The Campaign Spot

It’s Hard to Take the Lead When You’re Outspent by $1.5 Million

This isn’t all you need to know about the Quinnipiac poll showing Democrat Terry McAuliffe leading Republican Ken Cuccinelli by 6 percentage points in the Virginia governor’s race, but it’s a big piece of the puzzle: “McAuliffe and allies outspent Cuccinelli and his allies on TV ads by at least $1.5 million.”

What it suggests is that the coverage of McAuliffe’s scandals and his troubles at GreenTech Automotive hasn’t penetrated many voters, or they simply don’t care. Meanwhile, McAuliffe’s relentless attack ads aiming to Akin-ize Cuccinelli are working; McAuliffe leads among women by 50 percent to 38 percent, according to Quinnipiac.

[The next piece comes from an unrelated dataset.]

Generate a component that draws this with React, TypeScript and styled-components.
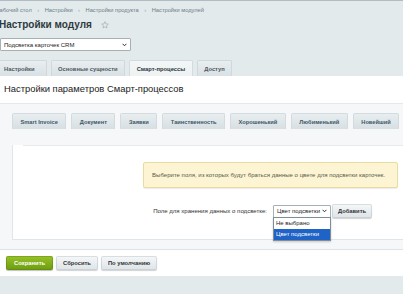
import React from "react";
import styled, { createGlobalStyle } from "styled-components";

const GlobalStyle = createGlobalStyle`
  html, body {
    margin: 0;
    padding: 0;
  }
  body {
    background: #e2eaec;
    font-family: "Liberation Sans", Arial, sans-serif;
    overflow: hidden;
  }
`;

const Page = styled.div`
  width: 440px;
  margin-left: -8px;
  border-top: 1px solid #b3bdc1;
`;

const Breadcrumbs = styled.div`
  display: flex;
  align-items: center;
  gap: 5.5px;
  margin-top: 5px;
  padding-left: 4px;
  font-size: 5.7px;
  line-height: 9px;
  color: #6c7e87;
  white-space: nowrap;
`;

const Crumb = styled.span``;

const Sep = styled.span`
  color: #9aa8ae;
  font-size: 6px;
`;

const TitleRow = styled.div`
  display: flex;
  align-items: center;
  gap: 9px;
  margin-top: 2px;
  padding-left: 7px;
  height: 14px;
`;

const Title = styled.h1`
  margin: 0;
  font-size: 10px;
  font-weight: bold;
  color: #2f3a40;
`;

const Star = styled.svg`
  width: 8px;
  height: 8px;
  margin-top: 1px;
`;

const Select = styled.div<{ $width: number }>`
  position: relative;
  display: flex;
  align-items: center;
  justify-content: space-between;
  box-sizing: border-box;
  width: ${(p) => p.$width}px;
  height: 13px;
  padding: 0 3px 0 3px;
  background: #fff;
  border: 1px solid #a6b1b6;
  border-radius: 1px;
  font-size: 6px;
  color: #222;
  white-space: nowrap;
`;

const TopSelect = styled(Select)`
  margin: 7px 0 0 8px;
`;

const Chevron = () => (
  <svg width="5" height="4" viewBox="0 0 5 4">
    <polyline points="0.6,0.8 2.5,2.8 4.4,0.8" fill="none" stroke="#333" strokeWidth="1" />
  </svg>
);

const Tabs = styled.div`
  display: flex;
  gap: 4px;
  margin-top: 9px;
  height: 16px;
`;

const Tab = styled.div<{ $active?: boolean }>`
  display: flex;
  align-items: center;
  padding: 0 6.5px;
  height: 16px;
  box-sizing: border-box;
  font-size: 5.8px;
  font-weight: bold;
  white-space: nowrap;
  color: ${(p) => (p.$active ? "#2c363b" : "#4c5a61")};
  background: ${(p) =>
    p.$active
      ? "linear-gradient(#f3f6f7, #eef2f3)"
      : "linear-gradient(#e9eef0, #d9e1e4)"};
  border: 1px solid ${(p) => (p.$active ? "#d3dbde" : "#cfd8dc")};
  border-bottom: none;
  border-radius: 2px 2px 0 0;

  &:first-child {
    padding: 0 11px;
  }
`;

const Panel = styled.div`
  background: #fff;
`;

const PanelHeading = styled.div`
  padding: 7px 0 8px 12px;
  font-size: 9.4px;
  line-height: 12px;
  color: #222;
  border-bottom: 1px solid #e3e8ea;
`;

const Sheet = styled.div`
  background: #f5f7f8;
  padding: 9px 0 9px 20px;
  border-bottom: 1px solid #dde3e6;
`;

const InnerTabs = styled.div`
  display: flex;
  gap: 5px;
  height: 16px;
`;

const InnerTab = styled.div<{ $active?: boolean }>`
  display: flex;
  align-items: center;
  height: 16px;
  box-sizing: border-box;
  padding: 0 7.5px;
  font-size: 5.7px;
  font-weight: bold;
  white-space: nowrap;
  color: #3d5769;
  background: ${(p) => (p.$active ? "#fff" : "linear-gradient(#e8eef0, #d7dfe2)")};
  border: 1px solid ${(p) => (p.$active ? "#dfe5e8" : "#d3dbdf")};
  border-bottom: none;
  border-radius: 2px 2px 0 0;
`;

const Content = styled.div`
  background: #fff;
  border-left: 1px solid #dfe5e8;
  border-bottom: 1px solid #dfe5e8;
  padding-bottom: 21px;
`;

const Divider = styled.div`
  margin: 16px 0 0 10px;
  border-top: 1px solid #e6eaec;
`;

const Notice = styled.div`
  box-sizing: border-box;
  margin: 16px 0 0 130px;
  width: 255px;
  height: 26px;
  display: flex;
  align-items: center;
  padding-left: 8px;
  background: #fcf4d2;
  border: 1px solid #eadc9f;
  border-radius: 2px;
  box-shadow: 0 1px 1px rgba(0, 0, 0, 0.08);
  font-size: 6.05px;
  color: #5a5a4c;
  white-space: nowrap;
`;

const FieldRow = styled.div`
  display: grid;
  grid-template-columns: 260px auto auto;
  align-items: center;
  justify-content: start;
  margin-top: 16px;
  height: 14px;
`;

const Label = styled.span`
  text-align: right;
  padding-right: 6px;
  font-size: 6.05px;
  color: #333;
  white-space: nowrap;
`;

const Dropdown = styled.div`
  position: absolute;
  top: 11px;
  left: -1px;
  right: -1px;
  background: #fff;
  border: 1px solid #7f8d96;
  box-shadow: 0 1px 2px rgba(0, 0, 0, 0.2);
`;

const Option = styled.div<{ $selected?: boolean }>`
  height: 11px;
  padding-left: 2px;
  display: flex;
  align-items: center;
  font-size: 6px;
  color: ${(p) => (p.$selected ? "#fff" : "#222")};
  background: ${(p) => (p.$selected ? "#1f63c6" : "#fff")};
`;

const Button = styled.button<{ $primary?: boolean }>`
  height: 14px;
  padding: 0 ${(p) => (p.$primary ? 8 : 7)}px;
  font-family: inherit;
  font-size: 5.8px;
  font-weight: bold;
  color: ${(p) => (p.$primary ? "#fff" : "#333")};
  background: ${(p) =>
    p.$primary
      ? "linear-gradient(#97c22a, #6c9c0f)"
      : "linear-gradient(#f6f8f9, #dde4e7)"};
  border: none;
  border-radius: 2px;
  box-shadow: ${(p) =>
    p.$primary
      ? "0 1px 1px rgba(0,0,0,0.25), inset 0 0 0 1px rgba(80,120,0,0.35)"
      : "0 1px 1px rgba(0,0,0,0.18), inset 0 0 0 1px rgba(160,175,182,0.35)"};
  white-space: nowrap;
`;

const AddButton = styled(Button)`
  margin-left: 1px;
  padding: 0 6px;
`;

const Footer = styled.div`
  display: flex;
  gap: 3px;
  padding: 6px 0 6px 14px;
`;

const crumbs = ["Рабочий стол", "Настройки", "Настройки продукта", "Настройки модулей"];
const topTabs = ["Настройки", "Основные сущности", "Смарт-процессы", "Доступ"];
const innerTabs = [
  "Smart Invoice",
  "Документ",
  "Заявки",
  "Таинственность",
  "Хорошенький",
  "Любименький",
  "Новейший",
];

export default function App() {
  return (
    <>
      <GlobalStyle />
      <Page>
        <Breadcrumbs>
          {crumbs.map((c, i) => (
            <React.Fragment key={c}>
              {i > 0 && <Sep>›</Sep>}
              <Crumb>{c}</Crumb>
            </React.Fragment>
          ))}
        </Breadcrumbs>
        <TitleRow>
          <Title>Настройки модуля</Title>
          <Star viewBox="0 0 24 24">
            <polygon
              points="12,2 14.9,8.6 22,9.3 16.6,14 18.2,21 12,17.3 5.8,21 7.4,14 2,9.3 9.1,8.6"
              fill="none"
              stroke="#9eabb2"
              strokeWidth="2"
              strokeLinejoin="round"
            />
          </Star>
        </TitleRow>
        <TopSelect $width={131}>
          <span>Подсветка карточек CRM</span>
          <Chevron />
        </TopSelect>
        <Tabs>
          {topTabs.map((t) => (
            <Tab key={t} $active={t === "Смарт-процессы"}>
              {t}
            </Tab>
          ))}
        </Tabs>
        <Panel>
          <PanelHeading>Настройки параметров Смарт-процессов</PanelHeading>
          <Sheet>
            <InnerTabs>
              {innerTabs.map((t) => (
                <InnerTab key={t}>{t}</InnerTab>
              ))}
              <InnerTab $active>Ещё</InnerTab>
            </InnerTabs>
            <Content>
              <Divider />
              <Notice>
                Выберите поля, из которых будут браться данные о цвете для подсветки карточек.
              </Notice>
              <FieldRow>
                <Label>Поле для хранения данных о подсветке:</Label>
                <Select $width={58}>
                  <span>Цвет подсветки</span>
                  <Chevron />
                  <Dropdown>
                    <Option>Не выбрано</Option>
                    <Option $selected>Цвет подсветки</Option>
                  </Dropdown>
                </Select>
                <AddButton>Добавить</AddButton>
              </FieldRow>
            </Content>
          </Sheet>
          <Footer>
            <Button $primary>Сохранить</Button>
            <Button>Сбросить</Button>
            <Button>По умолчанию</Button>
          </Footer>
        </Panel>
      </Page>
    </>
  );
}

And McAuliffe leads in cash on hand, $6 million to $2.7 million. There are 75 days until Election Day.

Some folks on the right are expressing skepticism of the party breakdown in Quinnipiac’s sample; Democrats have a seven-percentage-point advantage there. But after the Obama campaign successfully “changed the electorate” in 2012, driving up turnout among African-Americans, Hispanics, and young people, Republicans can’t be certain that this year’s turnout will echo the 2009 model, when self-identified Republicans were 37 percent of the electorate and self-identified Democrats only 33 percent.

More than a few conservatives asserted after Romney’s loss in 2012 that Republicans win when the party nominates genuine conservatives who aren’t afraid to take bold stands. So far, it appears they’re not putting their money where their mouth is.